* start *

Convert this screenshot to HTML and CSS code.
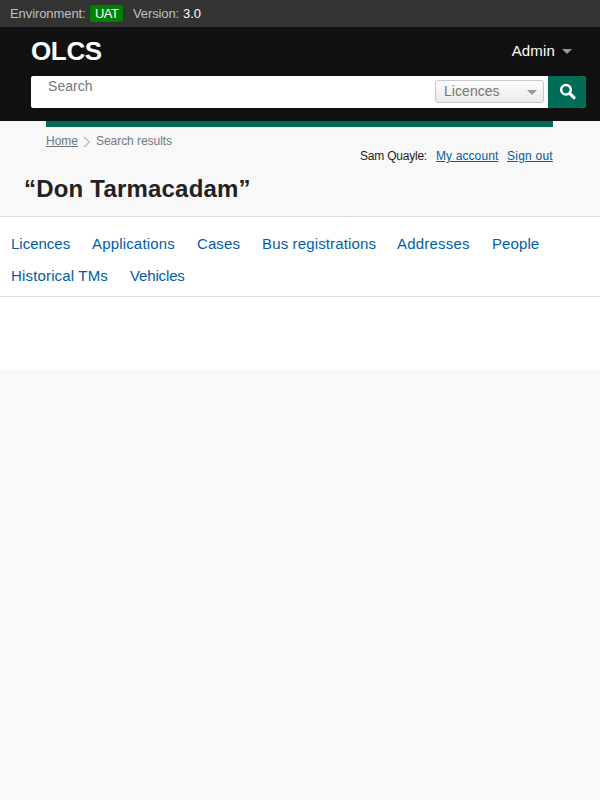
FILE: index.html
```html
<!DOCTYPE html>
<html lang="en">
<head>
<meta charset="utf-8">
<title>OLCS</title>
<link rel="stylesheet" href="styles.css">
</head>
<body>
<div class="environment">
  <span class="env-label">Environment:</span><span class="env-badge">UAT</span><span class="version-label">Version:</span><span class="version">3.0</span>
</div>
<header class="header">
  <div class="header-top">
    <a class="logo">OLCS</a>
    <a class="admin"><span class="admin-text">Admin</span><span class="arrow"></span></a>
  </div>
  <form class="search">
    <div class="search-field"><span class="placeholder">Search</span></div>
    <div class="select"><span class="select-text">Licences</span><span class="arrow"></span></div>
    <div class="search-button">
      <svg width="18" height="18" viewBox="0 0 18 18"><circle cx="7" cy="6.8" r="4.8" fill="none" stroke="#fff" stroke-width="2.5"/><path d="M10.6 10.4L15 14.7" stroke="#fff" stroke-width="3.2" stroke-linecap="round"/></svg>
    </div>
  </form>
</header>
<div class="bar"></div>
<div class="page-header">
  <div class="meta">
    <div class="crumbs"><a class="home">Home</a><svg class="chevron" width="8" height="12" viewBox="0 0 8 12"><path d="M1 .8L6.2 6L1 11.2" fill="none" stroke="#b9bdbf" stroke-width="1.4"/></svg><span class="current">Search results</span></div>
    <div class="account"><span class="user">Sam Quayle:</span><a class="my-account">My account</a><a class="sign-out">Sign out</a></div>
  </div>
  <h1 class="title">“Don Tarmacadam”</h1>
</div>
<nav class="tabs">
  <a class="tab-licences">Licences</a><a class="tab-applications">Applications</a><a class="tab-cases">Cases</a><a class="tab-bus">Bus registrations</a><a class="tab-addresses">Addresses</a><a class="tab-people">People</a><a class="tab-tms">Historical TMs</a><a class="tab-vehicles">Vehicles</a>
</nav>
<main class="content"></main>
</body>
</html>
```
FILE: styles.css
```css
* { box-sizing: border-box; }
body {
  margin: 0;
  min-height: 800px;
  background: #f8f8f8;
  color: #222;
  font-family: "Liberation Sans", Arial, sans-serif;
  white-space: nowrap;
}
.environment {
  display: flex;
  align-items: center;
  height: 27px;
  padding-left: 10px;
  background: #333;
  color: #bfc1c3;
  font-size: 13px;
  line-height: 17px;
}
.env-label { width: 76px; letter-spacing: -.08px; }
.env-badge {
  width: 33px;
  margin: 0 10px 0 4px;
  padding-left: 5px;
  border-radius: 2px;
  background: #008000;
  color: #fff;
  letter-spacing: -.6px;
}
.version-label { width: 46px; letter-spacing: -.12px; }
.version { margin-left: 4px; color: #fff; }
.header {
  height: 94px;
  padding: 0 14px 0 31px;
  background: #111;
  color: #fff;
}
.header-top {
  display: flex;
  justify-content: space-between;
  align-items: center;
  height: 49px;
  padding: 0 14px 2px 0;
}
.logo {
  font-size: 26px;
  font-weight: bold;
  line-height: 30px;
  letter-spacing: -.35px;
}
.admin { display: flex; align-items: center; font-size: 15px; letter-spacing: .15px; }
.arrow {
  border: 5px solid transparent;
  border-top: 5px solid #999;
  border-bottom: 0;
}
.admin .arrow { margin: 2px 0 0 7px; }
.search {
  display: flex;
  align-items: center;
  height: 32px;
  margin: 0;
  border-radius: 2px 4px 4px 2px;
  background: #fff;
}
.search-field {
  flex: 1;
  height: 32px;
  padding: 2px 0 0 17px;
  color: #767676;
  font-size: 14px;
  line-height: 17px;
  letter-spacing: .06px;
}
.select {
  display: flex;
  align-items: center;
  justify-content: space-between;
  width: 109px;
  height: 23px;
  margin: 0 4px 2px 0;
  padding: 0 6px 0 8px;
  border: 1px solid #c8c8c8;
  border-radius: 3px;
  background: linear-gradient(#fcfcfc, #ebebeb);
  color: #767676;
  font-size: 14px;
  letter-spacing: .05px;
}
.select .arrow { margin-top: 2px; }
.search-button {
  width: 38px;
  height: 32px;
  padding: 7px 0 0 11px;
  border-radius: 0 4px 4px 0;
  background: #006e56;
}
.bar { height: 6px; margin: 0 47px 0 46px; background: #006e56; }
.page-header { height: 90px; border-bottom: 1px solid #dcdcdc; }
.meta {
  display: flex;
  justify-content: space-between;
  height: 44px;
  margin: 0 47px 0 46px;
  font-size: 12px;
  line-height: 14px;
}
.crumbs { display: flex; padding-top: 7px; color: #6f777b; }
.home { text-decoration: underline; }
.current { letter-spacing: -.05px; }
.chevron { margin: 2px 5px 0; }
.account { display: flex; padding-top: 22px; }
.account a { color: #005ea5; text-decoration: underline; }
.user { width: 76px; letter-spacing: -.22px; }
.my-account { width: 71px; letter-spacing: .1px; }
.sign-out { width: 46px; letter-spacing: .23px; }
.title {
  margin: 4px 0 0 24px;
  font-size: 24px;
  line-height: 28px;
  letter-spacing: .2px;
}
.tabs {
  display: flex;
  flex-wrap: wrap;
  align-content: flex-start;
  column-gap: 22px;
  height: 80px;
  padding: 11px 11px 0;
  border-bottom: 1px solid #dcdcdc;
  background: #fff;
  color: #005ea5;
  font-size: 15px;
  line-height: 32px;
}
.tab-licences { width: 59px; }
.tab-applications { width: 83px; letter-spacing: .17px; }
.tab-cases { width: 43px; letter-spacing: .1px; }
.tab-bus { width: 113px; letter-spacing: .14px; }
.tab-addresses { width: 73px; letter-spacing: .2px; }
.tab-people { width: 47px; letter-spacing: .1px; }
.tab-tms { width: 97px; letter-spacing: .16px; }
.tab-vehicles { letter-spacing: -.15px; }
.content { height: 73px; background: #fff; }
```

* end *
* start *

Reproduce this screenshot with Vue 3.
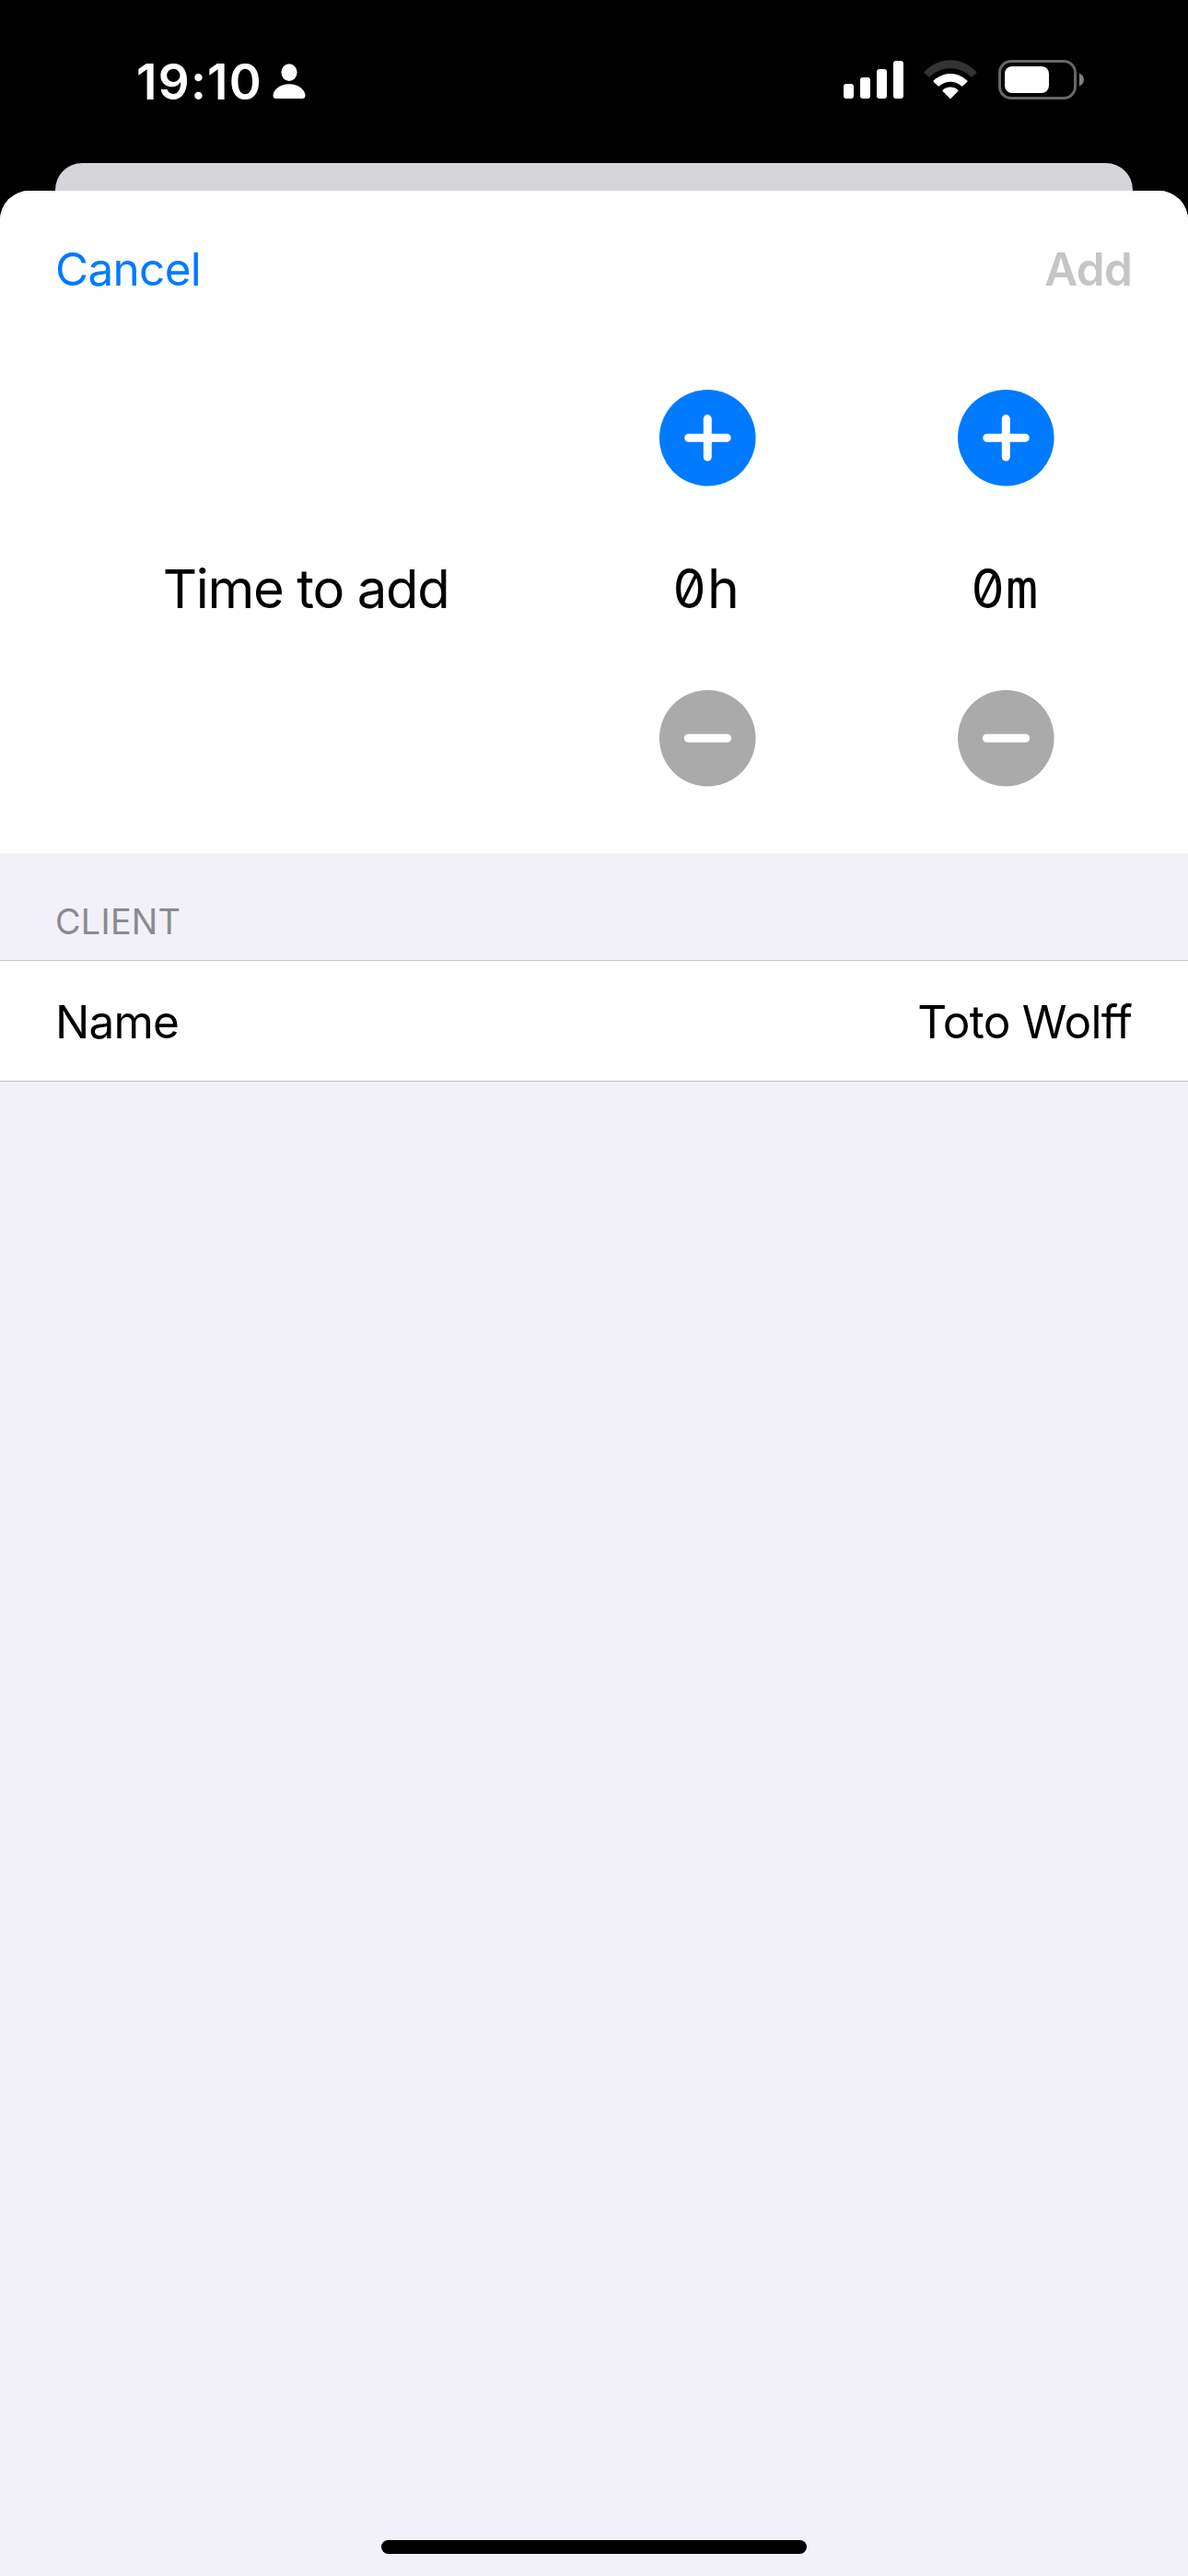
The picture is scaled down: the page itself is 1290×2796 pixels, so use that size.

* end *

Job
Filter the listing above by the word "page"; copy each line that passes.

The solution
<div class="page-header">
.page-header { height: 90px; border-bottom: 1px solid #dcdcdc; }
The picture is scaled down: the page itself is 1290×2796 pixels, so use that size.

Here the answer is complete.